Granted, the trademark freneticism of Wright’s prior fantasy films has been dialed back in favour of some more classically cinematic sequences. Much like James Wan’s Malignant, deference to the lurid lighting schemes of Dario Argento are mostly surface touches. While knife-wielding murder becomes a key element of Wright’s sordid fairy tale, the overall story is more ghoulish in nature, as Eloise is pursued by faceless apparitions that recall the damned brethren who stalk Candace Hilligoss in Herk Harvey’s 1962 masterpiece Carnival of Souls. Unfortunately, Wright’s ghouls manifest in a mire of smudgy CG more sorry than scary.
After a quaint if plodding start, the middle of the film gains a sure-footed confidence and flare that Wright struggles to maintain as things grow more pointedly paranormal. A cursory gaze at Edgar Wright’s 1,000 movie recommendations list for MUBI reveals his own personal fixation with British cinema of the ’60s, and casting the likes of Terence Stamp, Diana Rigg and Rita Tushingham in supporting roles must have felt like a particular coup for this exercise in yesteryear magpieing.
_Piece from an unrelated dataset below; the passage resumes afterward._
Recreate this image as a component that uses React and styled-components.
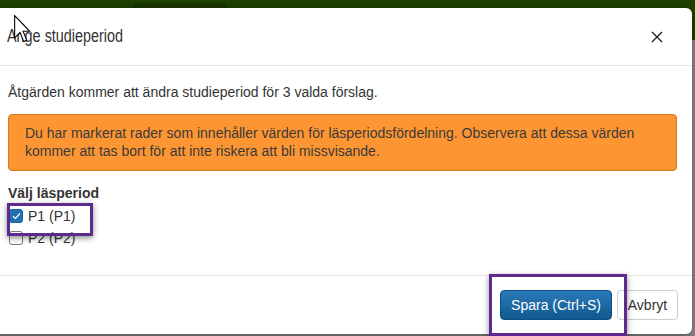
import styled, { createGlobalStyle } from 'styled-components';

const Global = createGlobalStyle`
  html, body { margin: 0; padding: 0; }
  body {
    width: 695px;
    height: 336px;
    overflow: hidden;
    font-family: "Liberation Sans", Arial, sans-serif;
    font-size: 14px;
    color: #333;
  }
`;

const Backdrop = styled.div`
  position: relative;
  width: 695px;
  height: 336px;
  background: #8a8a8a;
  overflow: hidden;
`;

const TopBar = styled.div`
  height: 40px;
  background: #1d4200;
  display: flex;
  align-items: flex-start;
  padding-left: 133px;
`;

const TopTab = styled.div`
  width: 94px;
  height: 5px;
  margin-top: 3px;
  background: #173400;
  border-radius: 3px 3px 0 0;
`;

const Modal = styled.div`
  position: absolute;
  left: -7px;
  top: 8px;
  width: 699px;
  height: 326px;
  background: #fff;
  border-radius: 6px;
  box-shadow: 0 3px 9px rgba(0, 0, 0, 0.4);
  display: flex;
  flex-direction: column;
`;

const Header = styled.div`
  display: flex;
  align-items: center;
  justify-content: space-between;
  height: 57px;
  padding: 0 29px 0 14px;
  border-bottom: 1px solid #e5e5e5;
`;

const Title = styled.h4`
  margin: 0;
  font-size: 18px;
  font-weight: normal;
  color: #333;
  transform: scaleX(0.8);
  transform-origin: left center;
`;

const Close = styled.button`
  border: 0;
  background: none;
  padding: 0;
  display: flex;
  cursor: pointer;
`;

const Body = styled.div`
  flex: 1;
  padding: 15px 15px 0;
  border-bottom: 1px solid #e5e5e5;
`;

const Lead = styled.p`
  margin: 1px 0 12px;
  line-height: 20px;
`;

const Alert = styled.div`
  background: #fd9632;
  border: 1px solid #d9781c;
  border-radius: 4px;
  padding: 9px 16px 10px;
  line-height: 18px;
  color: #3a3a3a;
  margin-bottom: 12px;
`;

const Label = styled.div`
  font-weight: bold;
  line-height: 20px;
  margin-bottom: 2px;
`;

const Option = styled.label`
  display: flex;
  align-items: center;
  gap: 5px;
  height: 22px;
  padding-left: 1px;
  line-height: 20px;
`;

const Box = styled.span`
  width: 14px;
  height: 14px;
  box-sizing: border-box;
  border-radius: 3px;
  display: flex;
  align-items: center;
  justify-content: center;
  background: ${p => (p.$checked ? '#2370b0' : '#fff')};
  border: 1px solid ${p => (p.$checked ? '#1c64a0' : '#7a7a7a')};
`;

const Footer = styled.div`
  display: flex;
  justify-content: flex-end;
  align-items: center;
  gap: 5px;
  height: 58px;
  padding: 0 14px 0 15px;
`;

const Button = styled.button`
  font-family: inherit;
  font-size: 14px;
  height: 30px;
  width: ${p => p.$width}px;
  padding: 0;
  border-radius: 4px;
  cursor: pointer;
  color: ${p => (p.$primary ? '#fff' : '#333')};
  background: ${p => (p.$primary ? 'linear-gradient(#2a7ab9, #10598f)' : '#fff')};
  border: 1px solid ${p => (p.$primary ? '#0e4e80' : '#ccc')};
`;

const Highlight = styled.div`
  position: absolute;
  border: 3px solid #5d2a8e;
  box-shadow: 0 2px 6px rgba(0, 0, 0, 0.45);
  pointer-events: none;
`;

const Cursor = styled.svg`
  position: absolute;
  left: 14px;
  top: 15px;
`;

export default function App() {
  return (
    <Backdrop>
      <Global />
      <TopBar>
        <TopTab />
      </TopBar>
      <Modal>
        <Header>
          <Title>Ange studieperiod</Title>
          <Close aria-label="Stäng">
            <svg width="12" height="12" viewBox="0 0 12 12">
              <path d="M1 1L11 11M11 1L1 11" stroke="#222" strokeWidth="1.4" />
            </svg>
          </Close>
        </Header>
        <Body>
          <Lead>Åtgärden kommer att ändra studieperiod för 3 valda förslag.</Lead>
          <Alert>
            Du har markerat rader som innehåller värden för läsperiodsfördelning. Observera att dessa värden
            kommer att tas bort för att inte riskera att bli missvisande.
          </Alert>
          <Label>Välj läsperiod</Label>
          <Option>
            <Box $checked>
              <svg width="9" height="8" viewBox="0 0 9 8">
                <path d="M1 4.2L3.4 6.5L8 1.5" fill="none" stroke="#fff" strokeWidth="1.2" />
              </svg>
            </Box>
            P1 (P1)
          </Option>
          <Option>
            <Box />
            P2 (P2)
          </Option>
        </Body>
        <Footer>
          <Button $primary $width={112}>Spara (Ctrl+S)</Button>
          <Button $width={61}>Avbryt</Button>
        </Footer>
      </Modal>
      <Highlight style={{ left: 7, top: 203, width: 80, height: 27 }} />
      <Highlight style={{ left: 489, top: 274, width: 132, height: 56 }} />
      <Cursor width="17" height="29" viewBox="0 0 14 24">
        <path d="M0.5 0.5L0.5 19L5 14.5L8 22L10.5 21L7.5 13.5L13 13.5Z" fill="#fff" stroke="#000" strokeWidth="0.9" />
      </Cursor>
    </Backdrop>
  );
}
Last Night in Soho reaches a stylistic pinnacle as Eloise becomes swept up in the trappings of Swinging London, and Taylor-Joy – superb as Sandie – resurrects a kind of nostalgic glamour that casts this film as Wright’s own riposte to his friend Quentin Tarantino’s Once Upon a Time… in Hollywood.
This mid-section boasts some of the most technically accomplished showmanship of Wright’s career – and there are many pleasures in such froth – but the longer the picture goes on, the more underwhelming things become. The third act bets all on a switcheroo, except, given what’s happening to Eloise and Wright’s heavy-handed signposting, the reveal is neither impressively staged or surprising. The finale gets bogged down in unnecessarily long-winded exposition, as though someone retooled Suspiria as an episode of Midsomer Murders.
The film’s (sub?)textual observations on sex work and the overall view on women’s agency is both basic and regressive. Sandie – as an encapsulation of female sexual power in the 1960s – is a glossy and powerful totem, for a while. But the one-note victimhood that follows when Jack leads her into Soho’s seedier underbelly robs her of any will to save herself. It effectively bursts the bubble, granted, exposing the false-promises of her glamorous dreams, but it takes her from one extreme to another. Like the neon light that floods Eloise’s bedsit with saturated red or blue, there’s no grading or nuance. It’s one thing or the other, at full tilt.
A handful of the performances buoy us through Wright’s leisurely London mystery. As mentioned, Taylor-Joy fully understands the assignment. Stamp rustles up sparkle and menace in equal measure. And, though labored with a cloying and squeaky accent, Mackenzie throws her all into Eloise and makes her a plucky and sympathetic heroine. There are mixed reports elsewhere, however, particularly for Michael Ajao, whose sweet student John comes off as a bizarrely simpering and twee doormat. To his credit, it is the role as written and directed. You could let a lot of air out of Last Night on Soho and much of it surrounds him.
Wright displays a love/hate fascination with London here that is as personal as Tarantino’s infatuation with ’60s Hollywood. The two pictures do spark off of one another, like a kind of strange cinematic conversation happening beneath the cacophony of endless release schedules, film festivals and awards shows. Making films for yourself and to impress your friends is as good a reason as any. But to those outside of this loop, Last Night in Soho is likely to read as an inviting if uneven experience. As with much of Wright’s work, the surface gloss is immaculate, but peel it away and you’re left with nothing but ghosts.